ITEMS:
******************************

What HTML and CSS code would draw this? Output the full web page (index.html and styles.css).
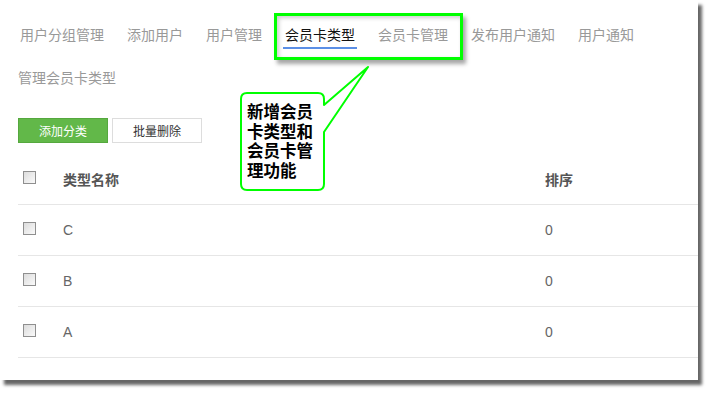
FILE: index.html
```html
<!DOCTYPE html>
<html>
<head>
    <title>会员卡类型</title>
    <link rel="stylesheet" href="styles.css">
</head>
<body>
    <div class="frame">
        <!-- tabs -->
        <div class="tabs">
            <a href="#" class="tab">用户分组管理</a>
            <a href="#" class="tab">添加用户</a>
            <a href="#" class="tab">用户管理</a>
            <a href="#" class="tab active">会员卡类型</a>
            <a href="#" class="tab">会员卡管理</a>
            <a href="#" class="tab">发布用户通知</a>
            <a href="#" class="tab">用户通知</a>
            <a href="#" class="tab">管理会员卡类型</a>
        </div>

        <div class="toolbar">
            <button class="btn btn-green">添加分类</button>
            <button class="btn btn-plain">批量删除</button>
        </div>

        <table class="list">
            <tr>
                <th class="col-check"><span class="check"></span></th>
                <th class="col-name">类型名称</th>
                <th class="col-sort">排序</th>
            </tr>
            <tr>
                <td class="col-check"><span class="check"></span></td>
                <td>C</td>
                <td>0</td>
            </tr>
            <tr>
                <td class="col-check"><span class="check"></span></td>
                <td>B</td>
                <td>0</td>
            </tr>
            <tr>
                <td class="col-check"><span class="check"></span></td>
                <td>A</td>
                <td>0</td>
            </tr>
        </table>

        <!-- annotation overlay -->
        <div class="highlight"></div>
        <div class="callout">
            <svg width="140" height="135" viewBox="0 0 140 135">
                <path d="M11,33 H82 Q88,33 88,39 V45 L132,7 L88,72 V124 Q88,130 82,130 H11 Q5,130 5,124 V39 Q5,33 11,33 Z"
                      fill="#fff" stroke="#00ff00" stroke-width="2" stroke-linejoin="round"/>
            </svg>
            <div class="callout-text">新增会员<br>卡类型和<br>会员卡管<br>理功能</div>
        </div>
    </div>
</body>
</html>
```

FILE: styles.css
```css
/* page is a snipped screenshot: white card with a drop shadow */
body {
    margin: 0;
    padding: 0 0 15px;
    background-color: #fff;
    font-family: "Noto Sans CJK SC", "Liberation Sans", sans-serif;
}
.frame {
    position: relative;
    width: 698px;
    height: 380px;
    background-color: #fff;
    box-shadow: 4px 5px 3px rgba(0, 0, 0, 0.6);
}
.tabs {
    display: flex;
    flex-wrap: wrap;
    column-gap: 23px;
    row-gap: 8px;
    padding: 14px 0 0 20px;
    width: 640px;
}
.tab {
    font-size: 14px;
    line-height: 20px;
    color: #999;
    text-decoration: none;
    padding: 10px 0 3px;
    border-bottom: 2px solid transparent;
}
.tab:last-child {
    margin-left: -2px;
}
.tab.active {
    color: #111;
    border-bottom-color: #5b8fe6;
    margin: 0 -2px;
    padding-left: 2px;
    padding-right: 2px;
}
.toolbar {
    display: flex;
    gap: 4px;
    margin: 26px 0 0 18px;
}
.btn {
    width: 90px;
    height: 25px;
    font-family: "Noto Sans CJK SC", sans-serif;
    font-size: 12px;
    padding: 0;
    cursor: pointer;
}
.btn-green {
    background-color: #62b849;
    border: 1px solid #55a83e;
    color: #fff;
}
.btn-plain {
    background-color: #fff;
    border: 1px solid #ddd;
    color: #333;
}
.list {
    margin: 10px 0 0 18px;
    width: 680px;
    border-collapse: collapse;
}
.list th, .list td {
    height: 50px;
    padding: 0;
    text-align: left;
    border-bottom: 1px solid #e6e6e6;
    font-size: 14px;
    color: #666;
}
.list td {
    font-family: "Liberation Sans", sans-serif;
}
.list th {
    font-weight: bold;
    color: #555;
    padding-top: 1px;
}
.col-check {
    width: 40px;
    padding-left: 5px !important;
}
.col-name {
    width: 482px;
}
.check {
    display: block;
    width: 11px;
    height: 11px;
    border: 1px solid #8f8f8f;
    background: linear-gradient(135deg, #dcdcdc, #fafafa);
    margin-top: -3px;
}
.highlight {
    position: absolute;
    left: 274px;
    top: 13px;
    width: 183px;
    height: 41px;
    border: 3px solid #00ff00;
    box-shadow: 3px 4px 4px rgba(0, 0, 0, 0.35), inset 2px 2px 4px rgba(0, 0, 0, 0.2);
}
.callout {
    position: absolute;
    left: 236px;
    top: 60px;
    width: 140px;
    height: 135px;
}
.callout svg {
    display: block;
}
.callout-text {
    position: absolute;
    left: 11px;
    top: 42px;
    font-size: 16.5px;
    line-height: 19.5px;
    font-weight: bold;
    color: #000;
}
```
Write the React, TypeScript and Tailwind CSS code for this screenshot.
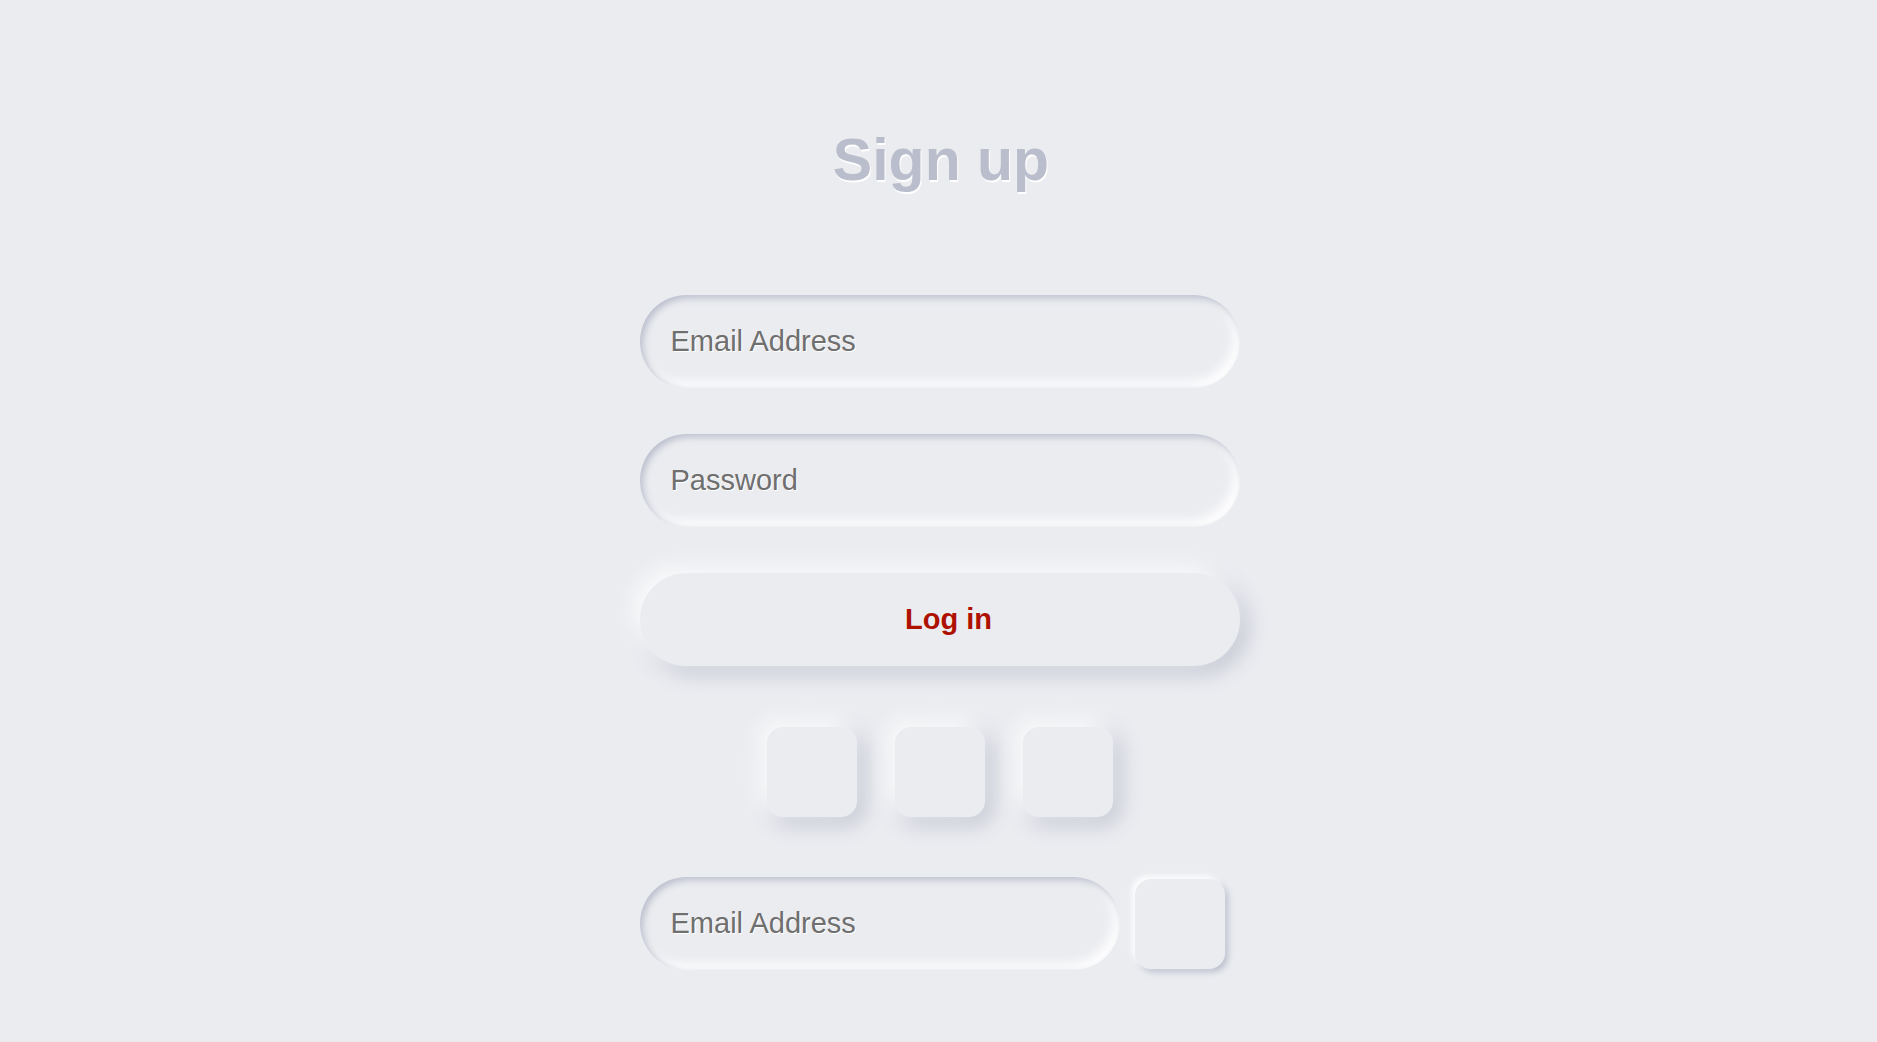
import React from 'react';

const inset =
  'shadow-[inset_3px_3px_7px_#babecc,inset_-6px_-6px_12px_#ffffff]';
const raised = 'shadow-[-6px_-6px_22px_#ffffff,6px_6px_22px_#babecc]';

const Field: React.FC<{ placeholder: string; type?: string; width: string }> = ({
  placeholder,
  type = 'text',
  width,
}) => (
  <input
    type={type}
    placeholder={placeholder}
    className={`${width} h-[93px] rounded-full bg-[#ebecf0] pl-[31px] pr-6 text-[29px] text-[#333] placeholder:text-[#6f6f6f] outline-none [text-shadow:1px_1px_0_#ffffff] ${inset}`}
  />
);

export default function App() {
  return (
    <div className="min-h-screen w-full bg-[#ebecf0] font-['Liberation_Sans',Arial,sans-serif] [text-shadow:1px_1px_0_#ffffff]">
      <div className="flex flex-col items-center pt-[131px] pb-[72px] pl-[2px]">
        <h1 className="h-[60px] pl-[3px] text-[59px] font-bold leading-none text-[#babecc] [text-shadow:1px_2px_1px_#ffffff]">
          Sign up
        </h1>

        <div className="mt-[104px]">
          <Field placeholder="Email Address" width="w-[600px]" />
        </div>
        <div className="mt-[46px]">
          <Field placeholder="Password" type="password" width="w-[600px]" />
        </div>

        <button
          className={`mt-[46px] h-[93px] w-[600px] rounded-full bg-[#ebecf0] pl-[18px] text-[29px] font-bold text-[#ae1100] ${raised}`}
        >
          Log in
        </button>

        <div className="mt-[61px] flex gap-[38px]">
          <button className={`h-[90px] w-[90px] rounded-[16px] bg-[#ebecf0] ${raised}`} />
          <button className={`h-[90px] w-[90px] rounded-[16px] bg-[#ebecf0] ${raised}`} />
          <button className={`h-[90px] w-[90px] rounded-[16px] bg-[#ebecf0] ${raised}`} />
        </div>

        <div className="mt-[60px] flex w-[600px] items-center">
          <Field placeholder="Email Address" width="w-[480px]" />
          <button className="ml-[15px] h-[90px] w-[90px] rounded-[16px] bg-[#ebecf0] shadow-[-3px_-3px_6px_#ffffff,3px_3px_6px_#babecc]" />
        </div>
      </div>
    </div>
  );
}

******************************

TASK GOAL:
Give an exact reproduction of every line, leaving out any picture.

SOLUTION BELOW:
What HTML and CSS code would draw this? Output the full web page (index.html and styles.css).
FILE: index.html
```html
<!DOCTYPE html>
<html>
<head>
    <title>会员卡类型</title>
    <link rel="stylesheet" href="styles.css">
</head>
<body>
    <div class="frame">
        <!-- tabs -->
        <div class="tabs">
            <a href="#" class="tab">用户分组管理</a>
            <a href="#" class="tab">添加用户</a>
            <a href="#" class="tab">用户管理</a>
            <a href="#" class="tab active">会员卡类型</a>
            <a href="#" class="tab">会员卡管理</a>
            <a href="#" class="tab">发布用户通知</a>
            <a href="#" class="tab">用户通知</a>
            <a href="#" class="tab">管理会员卡类型</a>
        </div>

        <div class="toolbar">
            <button class="btn btn-green">添加分类</button>
            <button class="btn btn-plain">批量删除</button>
        </div>

        <table class="list">
            <tr>
                <th class="col-check"><span class="check"></span></th>
                <th class="col-name">类型名称</th>
                <th class="col-sort">排序</th>
            </tr>
            <tr>
                <td class="col-check"><span class="check"></span></td>
                <td>C</td>
                <td>0</td>
            </tr>
            <tr>
                <td class="col-check"><span class="check"></span></td>
                <td>B</td>
                <td>0</td>
            </tr>
            <tr>
                <td class="col-check"><span class="check"></span></td>
                <td>A</td>
                <td>0</td>
            </tr>
        </table>

        <!-- annotation overlay -->
        <div class="highlight"></div>
        <div class="callout">
            <svg width="140" height="135" viewBox="0 0 140 135">
                <path d="M11,33 H82 Q88,33 88,39 V45 L132,7 L88,72 V124 Q88,130 82,130 H11 Q5,130 5,124 V39 Q5,33 11,33 Z"
                      fill="#fff" stroke="#00ff00" stroke-width="2" stroke-linejoin="round"/>
            </svg>
            <div class="callout-text">新增会员<br>卡类型和<br>会员卡管<br>理功能</div>
        </div>
    </div>
</body>
</html>
```

FILE: styles.css
```css
/* page is a snipped screenshot: white card with a drop shadow */
body {
    margin: 0;
    padding: 0 0 15px;
    background-color: #fff;
    font-family: "Noto Sans CJK SC", "Liberation Sans", sans-serif;
}
.frame {
    position: relative;
    width: 698px;
    height: 380px;
    background-color: #fff;
    box-shadow: 4px 5px 3px rgba(0, 0, 0, 0.6);
}
.tabs {
    display: flex;
    flex-wrap: wrap;
    column-gap: 23px;
    row-gap: 8px;
    padding: 14px 0 0 20px;
    width: 640px;
}
.tab {
    font-size: 14px;
    line-height: 20px;
    color: #999;
    text-decoration: none;
    padding: 10px 0 3px;
    border-bottom: 2px solid transparent;
}
.tab:last-child {
    margin-left: -2px;
}
.tab.active {
    color: #111;
    border-bottom-color: #5b8fe6;
    margin: 0 -2px;
    padding-left: 2px;
    padding-right: 2px;
}
.toolbar {
    display: flex;
    gap: 4px;
    margin: 26px 0 0 18px;
}
.btn {
    width: 90px;
    height: 25px;
    font-family: "Noto Sans CJK SC", sans-serif;
    font-size: 12px;
    padding: 0;
    cursor: pointer;
}
.btn-green {
    background-color: #62b849;
    border: 1px solid #55a83e;
    color: #fff;
}
.btn-plain {
    background-color: #fff;
    border: 1px solid #ddd;
    color: #333;
}
.list {
    margin: 10px 0 0 18px;
    width: 680px;
    border-collapse: collapse;
}
.list th, .list td {
    height: 50px;
    padding: 0;
    text-align: left;
    border-bottom: 1px solid #e6e6e6;
    font-size: 14px;
    color: #666;
}
.list td {
    font-family: "Liberation Sans", sans-serif;
}
.list th {
    font-weight: bold;
    color: #555;
    padding-top: 1px;
}
.col-check {
    width: 40px;
    padding-left: 5px !important;
}
.col-name {
    width: 482px;
}
.check {
    display: block;
    width: 11px;
    height: 11px;
    border: 1px solid #8f8f8f;
    background: linear-gradient(135deg, #dcdcdc, #fafafa);
    margin-top: -3px;
}
.highlight {
    position: absolute;
    left: 274px;
    top: 13px;
    width: 183px;
    height: 41px;
    border: 3px solid #00ff00;
    box-shadow: 3px 4px 4px rgba(0, 0, 0, 0.35), inset 2px 2px 4px rgba(0, 0, 0, 0.2);
}
.callout {
    position: absolute;
    left: 236px;
    top: 60px;
    width: 140px;
    height: 135px;
}
.callout svg {
    display: block;
}
.callout-text {
    position: absolute;
    left: 11px;
    top: 42px;
    font-size: 16.5px;
    line-height: 19.5px;
    font-weight: bold;
    color: #000;
}
```
Write the React, TypeScript and Tailwind CSS code for this screenshot.
import React from 'react';

const inset =
  'shadow-[inset_3px_3px_7px_#babecc,inset_-6px_-6px_12px_#ffffff]';
const raised = 'shadow-[-6px_-6px_22px_#ffffff,6px_6px_22px_#babecc]';

const Field: React.FC<{ placeholder: string; type?: string; width: string }> = ({
  placeholder,
  type = 'text',
  width,
}) => (
  <input
    type={type}
    placeholder={placeholder}
    className={`${width} h-[93px] rounded-full bg-[#ebecf0] pl-[31px] pr-6 text-[29px] text-[#333] placeholder:text-[#6f6f6f] outline-none [text-shadow:1px_1px_0_#ffffff] ${inset}`}
  />
);

export default function App() {
  return (
    <div className="min-h-screen w-full bg-[#ebecf0] font-['Liberation_Sans',Arial,sans-serif] [text-shadow:1px_1px_0_#ffffff]">
      <div className="flex flex-col items-center pt-[131px] pb-[72px] pl-[2px]">
        <h1 className="h-[60px] pl-[3px] text-[59px] font-bold leading-none text-[#babecc] [text-shadow:1px_2px_1px_#ffffff]">
          Sign up
        </h1>

        <div className="mt-[104px]">
          <Field placeholder="Email Address" width="w-[600px]" />
        </div>
        <div className="mt-[46px]">
          <Field placeholder="Password" type="password" width="w-[600px]" />
        </div>

        <button
          className={`mt-[46px] h-[93px] w-[600px] rounded-full bg-[#ebecf0] pl-[18px] text-[29px] font-bold text-[#ae1100] ${raised}`}
        >
          Log in
        </button>

        <div className="mt-[61px] flex gap-[38px]">
          <button className={`h-[90px] w-[90px] rounded-[16px] bg-[#ebecf0] ${raised}`} />
          <button className={`h-[90px] w-[90px] rounded-[16px] bg-[#ebecf0] ${raised}`} />
          <button className={`h-[90px] w-[90px] rounded-[16px] bg-[#ebecf0] ${raised}`} />
        </div>

        <div className="mt-[60px] flex w-[600px] items-center">
          <Field placeholder="Email Address" width="w-[480px]" />
          <button className="ml-[15px] h-[90px] w-[90px] rounded-[16px] bg-[#ebecf0] shadow-[-3px_-3px_6px_#ffffff,3px_3px_6px_#babecc]" />
        </div>
      </div>
    </div>
  );
}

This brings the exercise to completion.